"Forums @ Existanze" <[EMAIL PROTECTED]> writes:
> Hello again,
>
> I am going to top post on this one.
>
> To be totally honest the trigger question came about for two
> reasons. The first is that we used a single sequence to
> provide primary integers to three different tables in postgresql.
>
> As far as I know this is not possible in derby. So I though of
> creating a before insert trigger which will modify the value of
> the entry column before being inserted. The value could be generated
> a function which just increments a number on some
> table each time, like a pseudo sequence. This trigger is then added
> all three tables.
>
>
> CREATE TRIGGER set_proper_id
> NO CASCADE BEFORE INSERT ON person
> REFERENCING NEW AS new_person
> FOR EACH ROW MODE DB2SQL
> new_person.person_code = --some generated code
I sounds like auto-generated columns is what you need. Something like
this should do the trick:
CREATE TABLE person (
person_code INT PRIMARY KEY GENERATED ALWAYS AS IDENTITY,
...
)
See http://db.apache.org/derby/docs/10.3/ref/rrefsqlj37836.html for
details.
> The second reason is that we have a specific way of creating a "code"
> which gets attached to each person entry in the
> table. For example, the code can be , the COUNT(*) + the month+ the
> year+ the COUNT in month, which will give a 10
> digit number we use.
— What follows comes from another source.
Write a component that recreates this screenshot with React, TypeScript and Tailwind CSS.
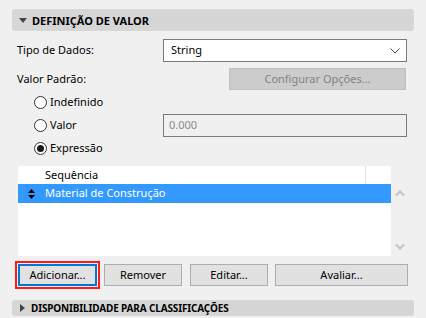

In postgres we have a before insert trigger that
> creates this number, sets the value of the column
> and the row gets inserted.
One way to do this is to factor out the "code" from the person table and
store it in a separate table.
CREATE TABLE codes (
person_code INT UNIQUE NOT NULL REFERENCES person,
code_value VARCHAR(10) UNIQUE NOT NULL)
Then the trigger can insert a row into that table instead of modifying
the row that's being inserted into the person table.